▶ **Task directions**
Word for word, transcribe the lines below and drop the pictures.

▶ **Provided material**
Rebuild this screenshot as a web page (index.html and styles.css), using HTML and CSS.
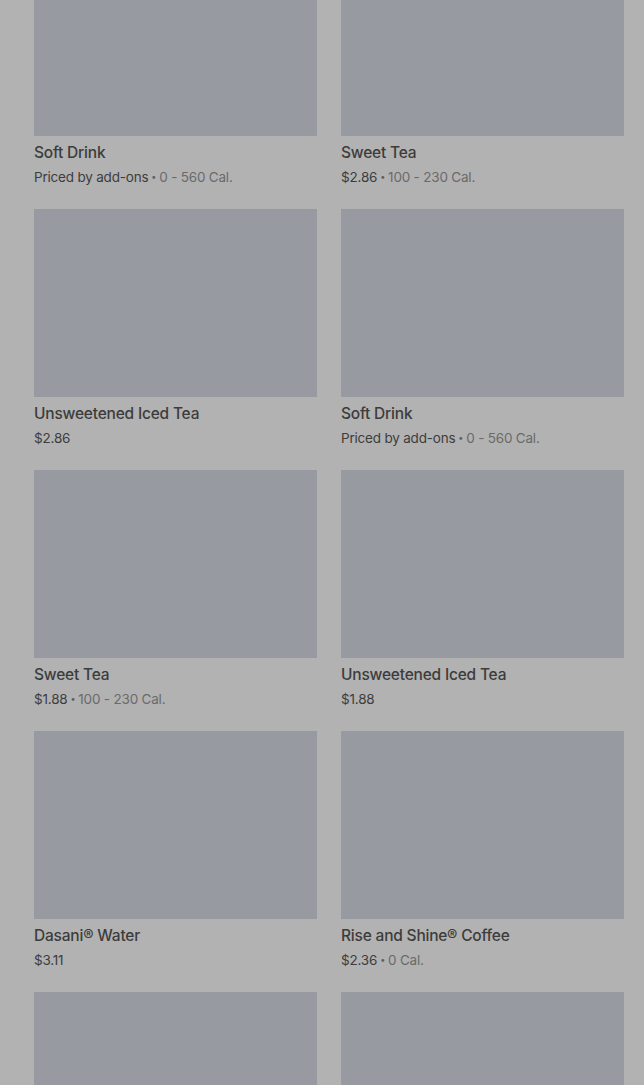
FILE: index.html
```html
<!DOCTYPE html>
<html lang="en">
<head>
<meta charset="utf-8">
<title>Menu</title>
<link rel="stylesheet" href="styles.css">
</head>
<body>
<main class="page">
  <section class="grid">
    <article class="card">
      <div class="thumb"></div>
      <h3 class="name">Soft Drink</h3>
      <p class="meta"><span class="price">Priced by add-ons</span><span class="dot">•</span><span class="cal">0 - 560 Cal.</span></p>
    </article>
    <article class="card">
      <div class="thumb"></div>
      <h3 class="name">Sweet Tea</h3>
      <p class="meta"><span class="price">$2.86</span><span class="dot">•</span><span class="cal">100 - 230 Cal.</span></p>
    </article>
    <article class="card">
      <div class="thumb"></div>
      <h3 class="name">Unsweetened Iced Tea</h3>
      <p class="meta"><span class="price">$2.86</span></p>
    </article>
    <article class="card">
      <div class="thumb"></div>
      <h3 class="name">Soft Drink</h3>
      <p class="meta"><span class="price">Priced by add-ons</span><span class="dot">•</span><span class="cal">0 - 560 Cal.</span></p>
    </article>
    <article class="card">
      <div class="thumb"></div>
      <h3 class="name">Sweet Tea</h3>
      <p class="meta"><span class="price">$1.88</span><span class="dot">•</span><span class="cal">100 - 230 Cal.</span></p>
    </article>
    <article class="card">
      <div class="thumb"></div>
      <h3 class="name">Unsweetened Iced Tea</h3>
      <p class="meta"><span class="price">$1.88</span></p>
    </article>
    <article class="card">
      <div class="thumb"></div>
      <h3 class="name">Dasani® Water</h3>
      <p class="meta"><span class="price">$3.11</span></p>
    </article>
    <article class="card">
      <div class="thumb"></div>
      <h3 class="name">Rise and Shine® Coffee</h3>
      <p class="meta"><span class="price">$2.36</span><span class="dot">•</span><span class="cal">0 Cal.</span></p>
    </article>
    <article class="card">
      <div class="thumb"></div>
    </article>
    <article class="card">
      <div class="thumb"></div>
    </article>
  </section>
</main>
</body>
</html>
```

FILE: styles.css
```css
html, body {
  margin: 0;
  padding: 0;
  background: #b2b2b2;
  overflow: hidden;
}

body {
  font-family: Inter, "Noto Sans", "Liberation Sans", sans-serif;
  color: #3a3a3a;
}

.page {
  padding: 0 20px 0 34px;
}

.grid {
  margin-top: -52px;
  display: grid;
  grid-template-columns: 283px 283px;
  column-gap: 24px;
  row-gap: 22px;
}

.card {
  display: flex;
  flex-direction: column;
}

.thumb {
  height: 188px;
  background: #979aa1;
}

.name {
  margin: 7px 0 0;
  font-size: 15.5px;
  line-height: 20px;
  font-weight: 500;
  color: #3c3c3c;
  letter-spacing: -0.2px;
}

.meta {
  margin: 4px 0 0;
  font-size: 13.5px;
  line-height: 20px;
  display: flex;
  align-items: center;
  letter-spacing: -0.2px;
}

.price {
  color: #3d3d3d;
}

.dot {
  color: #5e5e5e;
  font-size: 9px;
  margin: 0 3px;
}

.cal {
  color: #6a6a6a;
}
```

▶ **The output**
Rebuild this screenshot as a web page (index.html and styles.css), using HTML and CSS.
FILE: index.html
```html
<!DOCTYPE html>
<html lang="en">
<head>
<meta charset="utf-8">
<title>Menu</title>
<link rel="stylesheet" href="styles.css">
</head>
<body>
<main class="page">
  <section class="grid">
    <article class="card">
      <div class="thumb"></div>
      <h3 class="name">Soft Drink</h3>
      <p class="meta"><span class="price">Priced by add-ons</span><span class="dot">•</span><span class="cal">0 - 560 Cal.</span></p>
    </article>
    <article class="card">
      <div class="thumb"></div>
      <h3 class="name">Sweet Tea</h3>
      <p class="meta"><span class="price">$2.86</span><span class="dot">•</span><span class="cal">100 - 230 Cal.</span></p>
    </article>
    <article class="card">
      <div class="thumb"></div>
      <h3 class="name">Unsweetened Iced Tea</h3>
      <p class="meta"><span class="price">$2.86</span></p>
    </article>
    <article class="card">
      <div class="thumb"></div>
      <h3 class="name">Soft Drink</h3>
      <p class="meta"><span class="price">Priced by add-ons</span><span class="dot">•</span><span class="cal">0 - 560 Cal.</span></p>
    </article>
    <article class="card">
      <div class="thumb"></div>
      <h3 class="name">Sweet Tea</h3>
      <p class="meta"><span class="price">$1.88</span><span class="dot">•</span><span class="cal">100 - 230 Cal.</span></p>
    </article>
    <article class="card">
      <div class="thumb"></div>
      <h3 class="name">Unsweetened Iced Tea</h3>
      <p class="meta"><span class="price">$1.88</span></p>
    </article>
    <article class="card">
      <div class="thumb"></div>
      <h3 class="name">Dasani® Water</h3>
      <p class="meta"><span class="price">$3.11</span></p>
    </article>
    <article class="card">
      <div class="thumb"></div>
      <h3 class="name">Rise and Shine® Coffee</h3>
      <p class="meta"><span class="price">$2.36</span><span class="dot">•</span><span class="cal">0 Cal.</span></p>
    </article>
    <article class="card">
      <div class="thumb"></div>
    </article>
    <article class="card">
      <div class="thumb"></div>
    </article>
  </section>
</main>
</body>
</html>
```

FILE: styles.css
```css
html, body {
  margin: 0;
  padding: 0;
  background: #b2b2b2;
  overflow: hidden;
}

body {
  font-family: Inter, "Noto Sans", "Liberation Sans", sans-serif;
  color: #3a3a3a;
}

.page {
  padding: 0 20px 0 34px;
}

.grid {
  margin-top: -52px;
  display: grid;
  grid-template-columns: 283px 283px;
  column-gap: 24px;
  row-gap: 22px;
}

.card {
  display: flex;
  flex-direction: column;
}

.thumb {
  height: 188px;
  background: #979aa1;
}

.name {
  margin: 7px 0 0;
  font-size: 15.5px;
  line-height: 20px;
  font-weight: 500;
  color: #3c3c3c;
  letter-spacing: -0.2px;
}

.meta {
  margin: 4px 0 0;
  font-size: 13.5px;
  line-height: 20px;
  display: flex;
  align-items: center;
  letter-spacing: -0.2px;
}

.price {
  color: #3d3d3d;
}

.dot {
  color: #5e5e5e;
  font-size: 9px;
  margin: 0 3px;
}

.cal {
  color: #6a6a6a;
}
```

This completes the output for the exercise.